Snodgrass lists seven interpretive options for this parable that have surfaced through the ages, though his own conclusion amounts to something like option 6, that the parable undermines “envy, greed, boasting, or any kind of reckoning among Jesus’ disciples” (371). Among the other options, I think Snodgrass takes most seriously the possibilities that (a) the parable demonstrates the gracious generosity of God (though he rejects this) and (b) the parable defends Jesus’ companionship with sinners. Snodgrass rejects outright another plausible possibility, that (c) the parable (Matthew’s version, if not that of Jesus) promotes the rejection of Jews and the inclusion of Gentiles.

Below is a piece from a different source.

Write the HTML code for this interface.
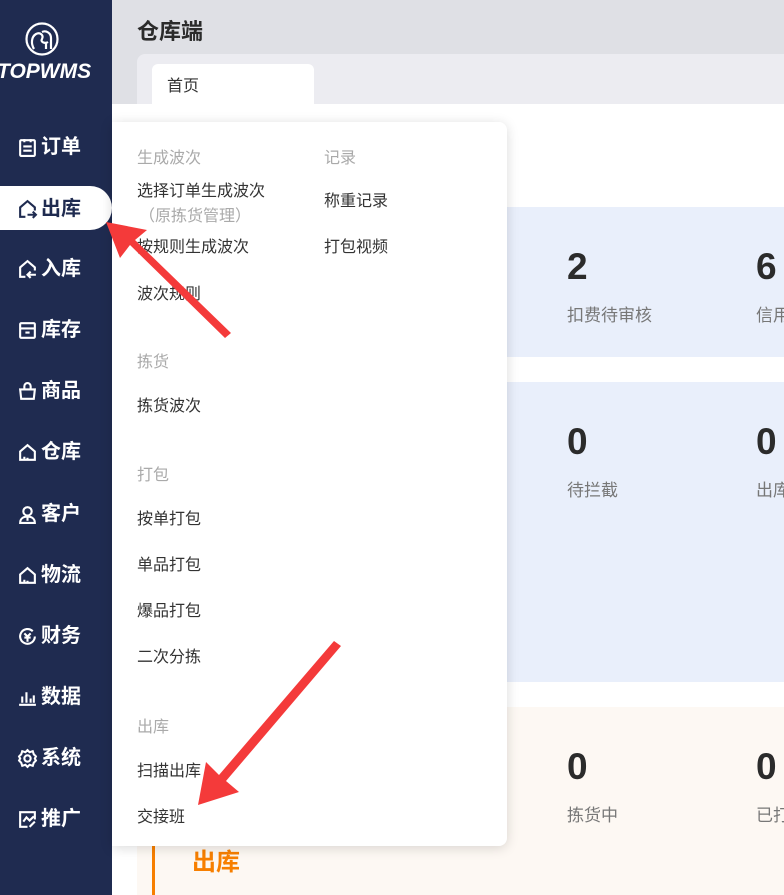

I love Snodgrass’ way of proceeding. He makes some exegetical observations, then names several interpretive questions that require resolution. That’s exactly right. We’ll use just one here: is there a possible tension between Matthew’s use of the parable and that of Jesus? That is, might Jesus be concerned with how God treats people in general or how people treat one another, rather than the issue of Jews and Gentiles, which is a huge preoccupation for Matthew? It’s not clear to me that Snodgrass effectively rules out the anti-Jewish potential of the parable as we find it in Matthew, though he does offer an argument (373). Here I think Snodgrass fails to appreciate what it means to suppose that a Gospel author might turn a parable of Jesus to a very different use. In such cases we would expect editorial touches, not necessarily thorough reworking. Snodgrass has a point when he judges that interpretations that read early workers as Jews and the later workers as Gentiles require “a divining rod that the text does not give.” Nevertheless, that interpretation is grounded in one detail of the text, taken within the larger (and complicated) matter of what’s up with Jews and Gentiles in Matthew.
That one detail provokes me to post. Snodgrass makes almost nothing of what seems to me the strangest point of the parable: the earlier workers must wait while the later workers get paid first (20:8). As one who has done hourly labor myself, I can imagine that the earlier workers might resent receiving the same payment as those who had worked less. In itself, that’s not cause for outrage. Having to stand around while the latecomers get paid first, however, and then receiving the same payment, that would provoke a harsh reaction. Remarkably, Snodgrass judges Matt 20:16 (“So the last will be first, and the first will be last”) not as Matthew’s – or even Jesus’ – conclusion to the parable, but as a conclusion to the larger unit of Matt 19:13-20:34. Snodgrass does not discuss this, but distancing 20:16 from the parable has two significant consequences. First, it downplays the significance of 20:8, which would be amplified through its connection with 20:16 (noted on p. 371). Second, it distances the motif of reversal, key to the Israel-Gentiles line of interpretation, from the parable itself.
I am not arguing for the Israel-Gentiles reading, about which I’m entirely uncertain. Unlike Snodgrass, I enjoy the luxury of being a critical observer at this point, with no obligation to pronounce a definitive judgment on the parable. However, in this one case I think Snodgrass has tamed the parable by overlooking one of the great insights from the line of parable scholarship that runs from C. H. Dodd through Crossan and Scott. That insight is that many of Jesus’ parables, nearly all of his narrative parables, feature a “hook,” a moment at which the ordinary flow of the parable ceases to make sense. Snodgrass is correct to deny that all parables feature this, and his introduction notes the power of many parables to shock or surprise (18). However, he entirely skips over this dramatic feature of the parable of the Workers.
Snodgrass fundamentally sees the parable of the Workers as discouraging the tendency to judge the merits of others to receive God’s favor. I’m inclined to agree, though I’m not certain that Matthew rules out interpreting this principle through the relations of Jews and Gentiles in the church. However, Snodgrass overlooks one point of the parable that begs for emphasis: the force of surprise and disorientation. With Dodd, Crossan, and Scott, I would elevate the importance of surprise as a criterion for evaluating the parables that feature it.